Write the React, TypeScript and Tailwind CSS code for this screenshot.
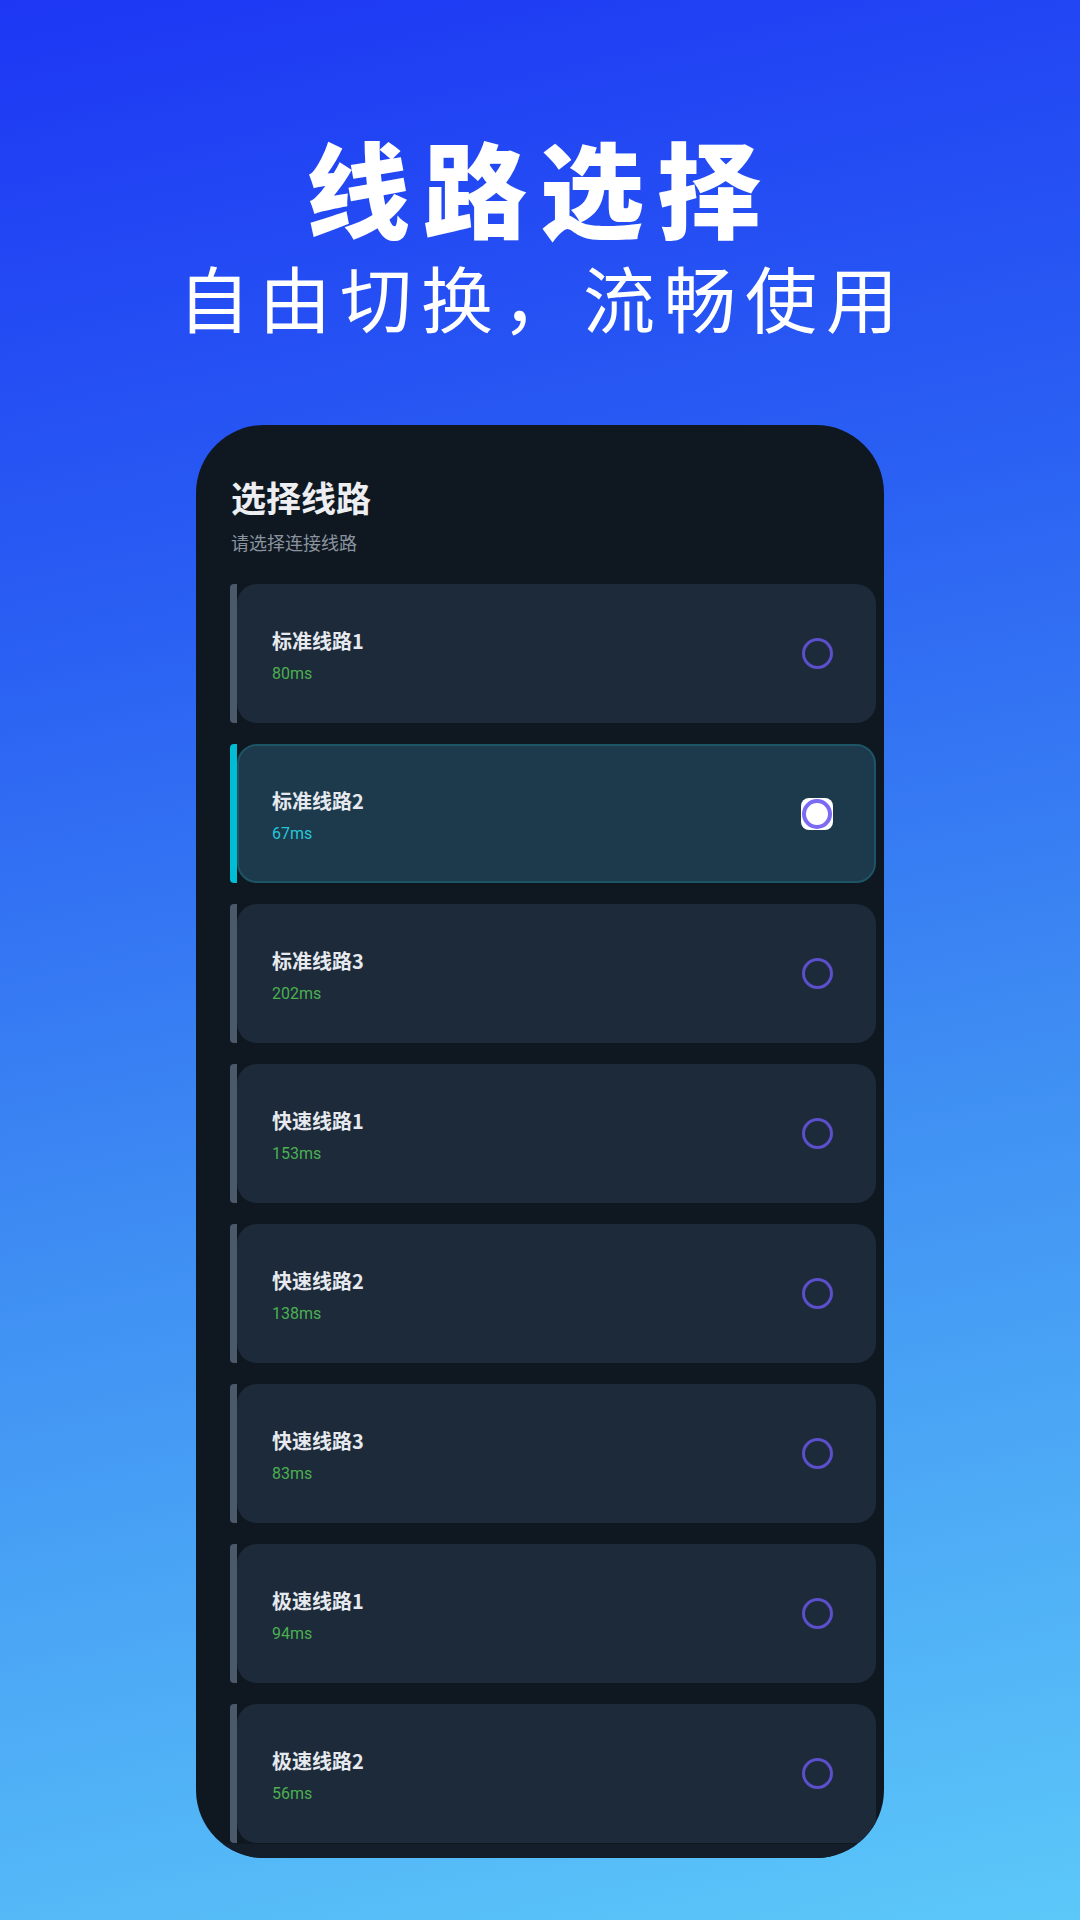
import React from "react";

type Line = { name: string; ms: string; selected?: boolean };

const lines: Line[] = [
  { name: "标准线路1", ms: "80ms" },
  { name: "标准线路2", ms: "67ms", selected: true },
  { name: "标准线路3", ms: "202ms" },
  { name: "快速线路1", ms: "153ms" },
  { name: "快速线路2", ms: "138ms" },
  { name: "快速线路3", ms: "83ms" },
  { name: "极速线路1", ms: "94ms" },
  { name: "极速线路2", ms: "56ms" },
];

const cjk = { fontFamily: '"Noto Sans CJK SC", "Noto Sans", sans-serif' };
const roboto = { fontFamily: 'Roboto, "Noto Sans", sans-serif' };

function Radio({ selected }: { selected?: boolean }) {
  if (selected) {
    return (
      <div className="w-[32px] h-[32px] rounded-[8px] bg-white flex items-center justify-center">
        <div className="w-[30px] h-[30px] rounded-full border-[4px] border-[#7b6af2] bg-white" />
      </div>
    );
  }
  return <div className="w-[31px] h-[31px] rounded-full border-[3px] border-[#5b4fcb]" />;
}

function Card({ line }: { line: Line }) {
  const sel = line.selected;
  return (
    <div className="flex h-[139px] shrink-0">
      <div
        className={
          "w-[7px] h-full rounded-l-[4px] " + (sel ? "bg-[#00bcd4]" : "bg-[#4b5a6b]")
        }
      />
      <div
        className={
          "flex-1 flex items-start justify-between rounded-[20px] pl-[35px] pr-[43px] " +
          (sel ? "bg-[#1c3a4b] border-[2px] border-[#1d5566]" : "bg-[#1c2a3a]")
        }
      >
        <div className={"flex flex-col " + (sel ? "pt-[45px] -ml-[2px]" : "pt-[47px]")}>
          <div className="text-[20px] leading-[20px] font-bold text-[#e6e9ee]" style={cjk}>
            {line.name}
          </div>
          <div
            className={
              "text-[16px] leading-[16px] mt-[15px] " + (sel ? "text-[#26c6da]" : "text-[#4caf50]")
            }
            style={roboto}
          >
            {line.ms}
          </div>
        </div>
        <div className={"self-center " + (sel ? "-mr-[2px]" : "")}>
          <Radio selected={sel} />
        </div>
      </div>
    </div>
  );
}

export default function App() {
  return (
    <div
      className="w-[1080px] h-[1920px] flex flex-col items-center overflow-hidden bg-[linear-gradient(168deg,#1d37f4_0%,#2a5ff3_30%,#3f8ff3_60%,#5cc8f9_100%)]"
      style={cjk}
    >
      <div
        className="mt-[134px] text-[104px] leading-[104px] font-black text-white tracking-[13px]"
        style={cjk}
      >
        线路选择
      </div>
      <div
        className="mt-[22px] text-[72px] leading-[72px] font-normal text-white tracking-[9px] pl-[5px]"
        style={cjk}
      >
        自由切换，流畅使用
      </div>

      <div className="mt-[93px] w-[688px] h-[1433px] rounded-[68px] bg-[#0f1821] overflow-hidden flex flex-col">
        <div className="pl-[35px] pt-[54px]">
          <div className="text-[35px] leading-[35px] font-semibold text-[#eceef1]" style={cjk}>
            选择线路
          </div>
          <div className="mt-[19px] text-[18px] leading-[18px] text-[#8a939e]" style={cjk}>
            请选择连接线路
          </div>
        </div>
        <div className="mt-[33px] pl-[34px] pr-[8px] flex flex-col gap-[21px]">
          {lines.map((l) => (
            <Card key={l.name} line={l} />
          ))}
        </div>
        <div className="flex-1 bg-[#141d2a] mt-[1px]" />
      </div>
    </div>
  );
}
---*---
* _WHAT YOU WILL DO_:
Everything from the first line of the listing above through the line that contains "string; ms: string;" is to be restated word for word, minus the pictures.

* _TASK SOLUTION_:
Write the React, TypeScript and Tailwind CSS code for this screenshot.
import React from "react";

type Line = { name: string; ms: string; selected?: boolean };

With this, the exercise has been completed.